— Start DATA TO PROCESS —
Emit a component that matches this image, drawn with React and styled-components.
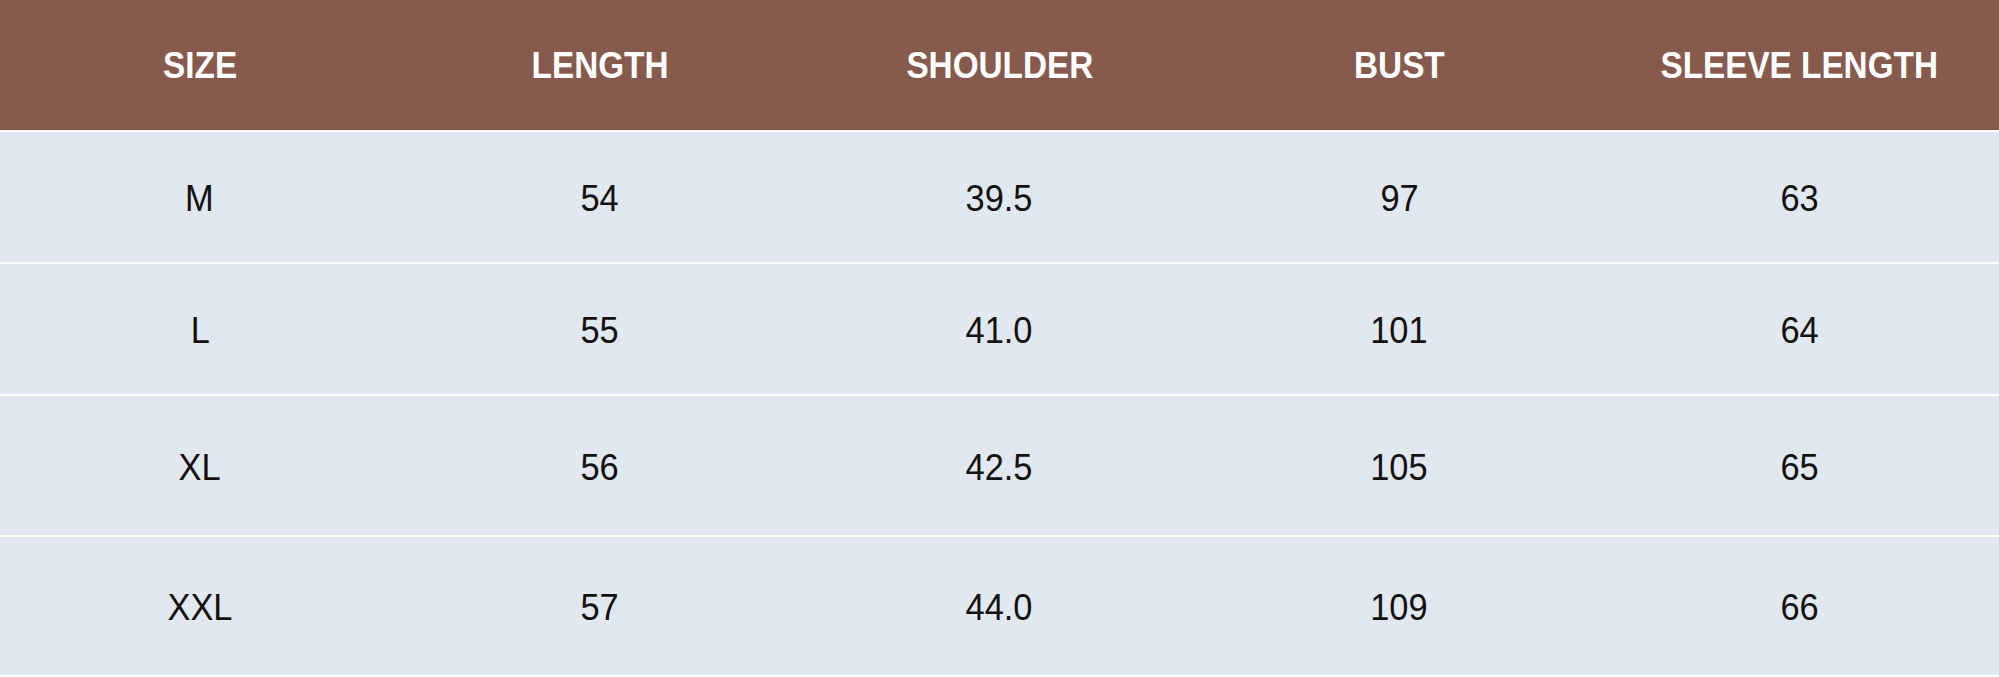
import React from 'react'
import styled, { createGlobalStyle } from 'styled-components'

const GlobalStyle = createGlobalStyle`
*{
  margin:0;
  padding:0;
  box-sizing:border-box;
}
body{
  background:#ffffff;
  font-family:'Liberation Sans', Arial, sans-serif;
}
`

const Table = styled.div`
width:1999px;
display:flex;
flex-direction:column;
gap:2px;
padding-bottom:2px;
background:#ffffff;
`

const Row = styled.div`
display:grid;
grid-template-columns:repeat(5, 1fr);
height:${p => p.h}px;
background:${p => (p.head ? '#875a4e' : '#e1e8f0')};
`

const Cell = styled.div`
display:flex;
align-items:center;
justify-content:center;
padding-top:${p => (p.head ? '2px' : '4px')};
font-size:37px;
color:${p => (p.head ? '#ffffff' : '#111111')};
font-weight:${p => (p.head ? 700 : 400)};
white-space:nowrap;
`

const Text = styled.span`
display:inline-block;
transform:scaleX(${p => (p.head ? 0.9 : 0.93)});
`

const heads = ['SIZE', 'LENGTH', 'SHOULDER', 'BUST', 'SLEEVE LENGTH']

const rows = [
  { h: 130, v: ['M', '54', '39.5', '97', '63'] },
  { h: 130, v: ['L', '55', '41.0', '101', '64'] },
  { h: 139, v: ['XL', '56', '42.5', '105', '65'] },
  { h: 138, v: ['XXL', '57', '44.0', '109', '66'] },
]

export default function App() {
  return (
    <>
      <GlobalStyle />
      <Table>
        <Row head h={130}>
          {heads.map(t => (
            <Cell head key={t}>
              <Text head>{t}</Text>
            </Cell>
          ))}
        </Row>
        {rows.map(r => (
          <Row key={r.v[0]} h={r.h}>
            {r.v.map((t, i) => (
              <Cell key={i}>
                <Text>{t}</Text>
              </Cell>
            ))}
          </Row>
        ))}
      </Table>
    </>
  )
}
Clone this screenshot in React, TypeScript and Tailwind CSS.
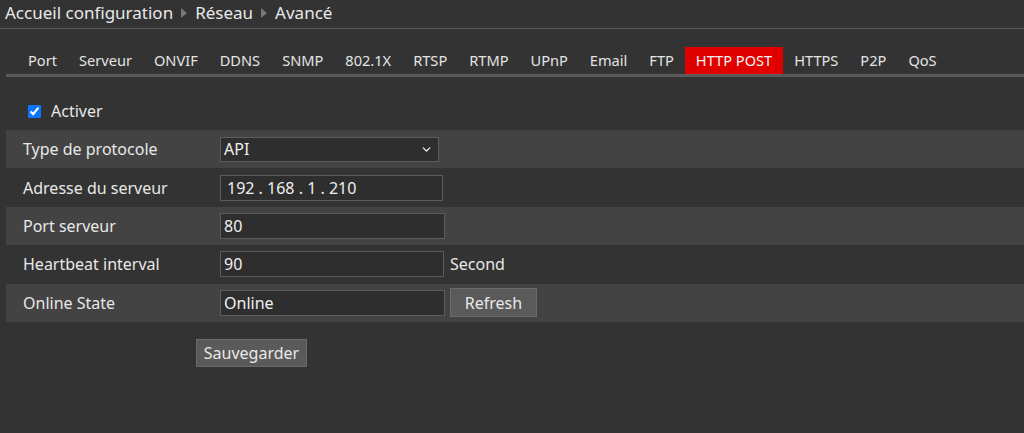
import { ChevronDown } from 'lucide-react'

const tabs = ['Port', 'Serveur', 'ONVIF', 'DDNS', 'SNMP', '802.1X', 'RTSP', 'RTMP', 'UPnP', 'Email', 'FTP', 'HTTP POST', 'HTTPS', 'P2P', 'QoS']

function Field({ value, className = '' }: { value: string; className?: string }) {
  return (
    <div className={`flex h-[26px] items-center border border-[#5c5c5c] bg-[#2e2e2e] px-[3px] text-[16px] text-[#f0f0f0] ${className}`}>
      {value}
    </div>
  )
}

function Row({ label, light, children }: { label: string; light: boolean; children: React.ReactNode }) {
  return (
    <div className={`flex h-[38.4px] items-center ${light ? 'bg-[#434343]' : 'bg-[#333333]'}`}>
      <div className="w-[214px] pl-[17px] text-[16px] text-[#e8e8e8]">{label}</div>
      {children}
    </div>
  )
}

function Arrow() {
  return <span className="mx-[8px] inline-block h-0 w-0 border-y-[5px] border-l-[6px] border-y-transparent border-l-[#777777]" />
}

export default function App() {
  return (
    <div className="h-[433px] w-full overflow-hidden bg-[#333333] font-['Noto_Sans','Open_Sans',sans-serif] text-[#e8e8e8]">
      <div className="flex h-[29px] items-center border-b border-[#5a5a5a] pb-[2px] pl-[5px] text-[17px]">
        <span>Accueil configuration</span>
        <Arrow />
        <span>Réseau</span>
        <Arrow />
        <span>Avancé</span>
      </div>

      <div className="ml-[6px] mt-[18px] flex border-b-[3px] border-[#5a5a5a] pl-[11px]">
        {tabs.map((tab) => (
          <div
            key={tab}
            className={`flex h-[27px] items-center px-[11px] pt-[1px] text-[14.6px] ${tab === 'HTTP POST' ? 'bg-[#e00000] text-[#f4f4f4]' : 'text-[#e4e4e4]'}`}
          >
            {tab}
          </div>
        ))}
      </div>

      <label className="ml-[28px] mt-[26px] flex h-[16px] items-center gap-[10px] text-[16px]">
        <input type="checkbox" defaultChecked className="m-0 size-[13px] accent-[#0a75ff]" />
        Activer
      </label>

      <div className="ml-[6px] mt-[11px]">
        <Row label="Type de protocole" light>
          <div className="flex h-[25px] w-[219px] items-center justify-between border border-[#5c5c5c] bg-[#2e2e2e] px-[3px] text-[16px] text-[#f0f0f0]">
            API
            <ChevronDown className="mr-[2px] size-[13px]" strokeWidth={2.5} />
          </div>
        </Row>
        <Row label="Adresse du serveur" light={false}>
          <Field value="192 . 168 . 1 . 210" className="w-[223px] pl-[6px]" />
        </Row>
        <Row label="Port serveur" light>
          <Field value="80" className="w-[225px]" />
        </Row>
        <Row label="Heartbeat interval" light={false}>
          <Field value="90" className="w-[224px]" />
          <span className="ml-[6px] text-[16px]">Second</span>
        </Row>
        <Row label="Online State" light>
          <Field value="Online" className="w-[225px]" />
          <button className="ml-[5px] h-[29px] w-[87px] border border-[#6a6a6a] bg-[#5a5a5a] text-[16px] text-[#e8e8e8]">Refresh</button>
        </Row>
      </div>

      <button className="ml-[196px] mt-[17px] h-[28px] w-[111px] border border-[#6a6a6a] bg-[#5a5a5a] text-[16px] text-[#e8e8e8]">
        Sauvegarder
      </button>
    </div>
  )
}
— End DATA TO PROCESS —
Show every line in the records above that contains the word "components".

Emit a component that matches this image, drawn with React and styled-components.
import styled, { createGlobalStyle } from 'styled-components'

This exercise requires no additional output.